Table 1 The recognition rates (%) of PCA, FLDA, LBP, LTP, D-HLDO, and LDOFH with the NN classifier on the AR database
Table 2 The time cost results of LBP, D-HLDO, and LDOFH on the AR database

Experiment on IMM database

IMM is a database consisting of 240 annotated monocular images of 40 different human faces. Points of correspondence are placed on each image so the dataset can be readily used for building statistical models of shape.

The parameter is the same as the parameter set on the AR database. The results of recognition rate and cost time on IMM database are shown, respectively, in Figs. 6 and 7.

Fig. 6
figure 6

The recognition rates in D-HLDO and LDOFH methods

Fig. 7
figure 7

The cost time results in LDOFH and D-HLDO methods

It can be seen from the above experimental results that on the IMM database, LDOFH has lower recognition rate than D-HLDO under the same conditions. However, the cost time of the D-HLDO method is nearly three times greater than the cost time found from the LDOFH method.

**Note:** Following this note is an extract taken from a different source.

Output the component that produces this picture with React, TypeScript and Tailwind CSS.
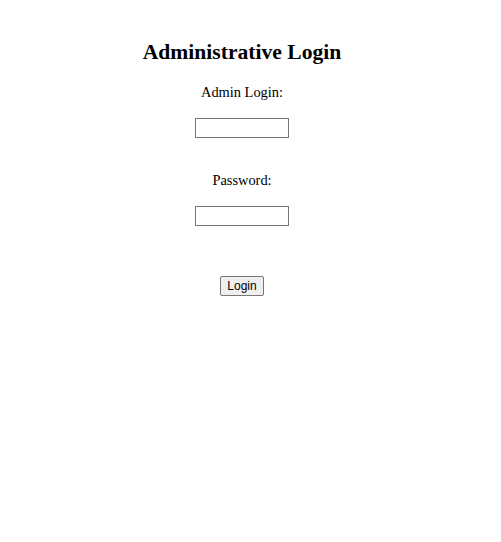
import React from "react";

const serif = "font-['Liberation_Serif','Times_New_Roman',serif]";

const App = () => (
  <div className={`w-[484px] bg-white text-black ${serif}`}>
    <form
      className="flex flex-col items-center pt-[40px]"
      onSubmit={(e) => e.preventDefault()}
    >
      <h2 className="h-[24px] text-[21.6px] font-bold leading-[24px]">
        Administrative Login
      </h2>
      <label htmlFor="login" className="mt-[20px] text-[14.4px] leading-[16px]">
        Admin Login:
      </label>
      <input
        id="login"
        type="text"
        className="mt-[18px] h-[20px] w-[94px] border border-[#767676] bg-white px-[2px] text-[12px] outline-none"
      />
      <label htmlFor="pass" className="mt-[34px] text-[14.4px] leading-[16px]">
        Password:
      </label>
      <input
        id="pass"
        type="password"
        className="mt-[18px] h-[20px] w-[94px] border border-[#767676] bg-white px-[2px] text-[12px] outline-none"
      />
      <button
        type="submit"
        className="mt-[50px] h-[20px] w-[44px] rounded-[2px] border border-[#767676] bg-[#efefef] font-['Liberation_Sans',Arial,sans-serif] text-[12px] leading-none text-black"
      >
        Login
      </button>
    </form>
  </div>
);

export default App;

Integrating the results from the two databases, the LDOFH method is shown to be more effective than the D-HLDO method.

Conclusions and future works

In our work, a novel image feature-extraction method—local dominant orientation feature histograms (LDOFH)—is proposed. LDOFH obtains the dominant orientation and the relative energy value of each pixel by calculating the gradient direction and the gradient amplitude in a local patch around the pixel. The feature histogram is constructed by accumulating the relative energies of the dominant orientations in the rectangular region. All the histograms are concatenated into a high-dimensional feature vector. LM-NNDA is finally adopted to reduce the dimension of the feature to obtain the more discriminative feature. LDOFH is compared with the D-HLDO method on two different image databases, AR and IMM. The results demonstrate the effectiveness of the presented method.

In the future, we will find an algorithm to achieve feature fusion to improve the recognition rate of the proposed method.